BJP shrugs off Yeddy Diaries’ impact on poll prospects

Bengaluru: Dubbing the report in ‘The Caravan’ news magazine based on ‘Yeddy Diaries’ a concoction, a defiant BJP’s Karnataka unit on Saturday accused the Congress of using its dirty tricks department to harm its prospects in the upcoming general elections.

“A desperate Congress is trying to malign our party and state leader B.S. Yeddyurappa by making some fake entries in a fabricated diary proof of corruption against us.
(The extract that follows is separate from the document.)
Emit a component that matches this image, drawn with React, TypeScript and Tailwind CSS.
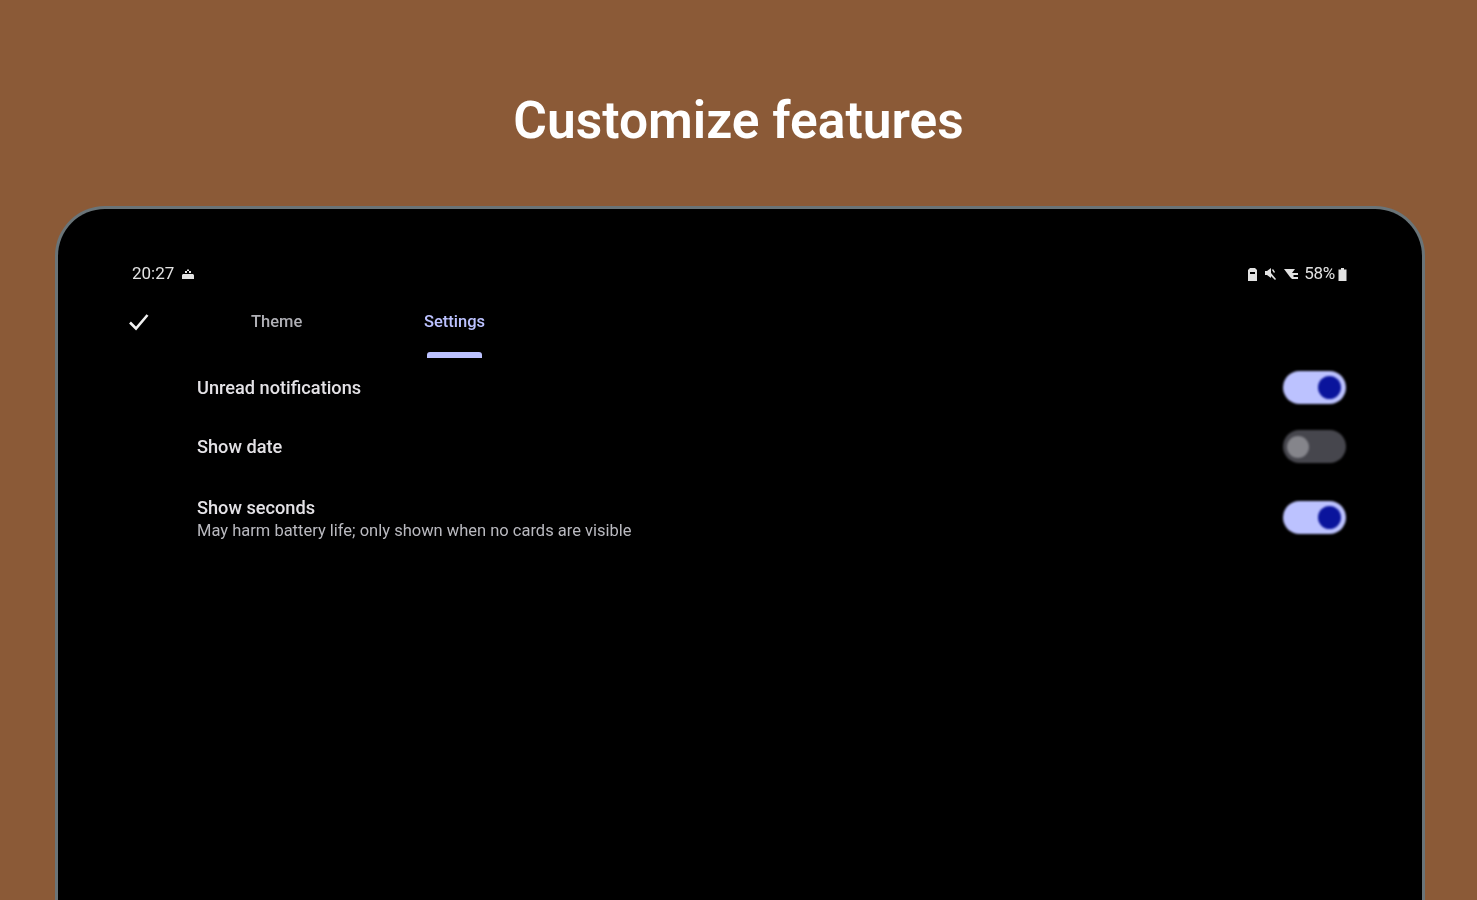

Its dirty tricks department is working overtime to have its impact on our poll prospects by planting such stories,” party’s state unit spokesman G. Madhusudan told IANS here.

According to the Delhi-based magazine, Yeddyurappa is alleged to have paid a whopping Rs 1,800 crore to the BJP’s national leaders, including L.K. Advani, Murli Manhoar Joshi, Rajnath Singh, Arun Jaitely and Nitin Gadkari as “payoffsa in 2009 when he was the party’s first Chief Minister in the southern state from May 2008 to July 2011.

The report also said the alleged payouts were recorded by Yeddyurappa in a Karnataka state assembly legislator’s 2009 diary, in Kannada, in his own hand.

“The Congress accusation based on the report will have no impact on our poll prospects anywhere in the country, more so in Karnataka, as the people are wiser and will not waste their votes on a party like Congress which has been a den of corruption, as evident from the scams its UPA government was embroiled in for a decade,” Madhsudhan said.

Karnataka will vote in two-phases to elect 14 Lok Sabha members on April 18 and the remaining 14 on April 23. The votes, as in the rest of the country, will be counted on May 23.

The BJP is contesting in all the 28 parliamentary constituencies across the state, while the Congress will be in fray in 20 of them and its coalition partner Janata Dal-Secular (JD-S) in the remaining 8 seats as part of a pre-poll alliance.

In the 2014 general elections, the BJP won 17, Congress 9 and JD-S 2. In fact, the Congress tally in the state was the highest though in single digit, accounting for 21 per cent of the total 44 Lok Sabha seats it had won across the country.

Terming the Congress demand for a probe by the newly set-up anti-corruption watchdog Lokpal into the aYeddy Diaries’ as absurd, the spokesman said as the opposition party was bereft of issues for poll campaign, it was mudslinging to divert the people’s attention from governance, performance, leadership, security, growth and a new India Prime Minister Narendra Modi wanted to build.

“The Congress leaders should realise that in the general elections, people vote to elect a party or a coalition of parties to form a government at the Centre and not in the state. The upcoming election is to re-elect the BJP-led NDA government with Modi as the prime minister again and not Yeddyurappa who is the opposition leader in the state assembly. People want a stable and decisive government, not an unstable one by the corrupt Congress or of unholy coalition parties,” Madhusudhan asserted.

Though the Central Board of Direct Taxes (CBDT) clarified on Friday that the entries in the loose papers of the diaries were doubtful as they were not in the original and seized from the premises of the state Congress Minister D. K. Shivakumar when the Income-Tax sleuths raided his residence in Bengaluru in August 2017, the Congress is not ready to admit that its claim and demand for a probe were unjustified.

“What prevented the Congress from seeking an inquiry in Parliament or in the state assembly or law courts since August 2017 when its senior minister (Shivakumar) had such hard evidence against Yeddyurappa on the so-called pay-offs? It clearly shows that the Grand Old Party is afraid of the BJP winning more Lok Sabha seats than in the past, riding on the popularity of Modi and his performance,” Madhusudhan added.

According to the CBDT statement, “when confronted, Shivakumar said it was a copy of a diary written by Yeddyurappa and payments paid on behalf of him to legislators and received from various leaders, MLAs, ministers when they were in power.”

When the tax sleuths asked Yeddyurappa about the contents in the diary, they were told that he was not in the habit of writing a dairy and that the loose sheets in question were not in his handwriting. He denied his handwriting and signatures on the loose sheets and called the entire affair an attempt to tarnish his image.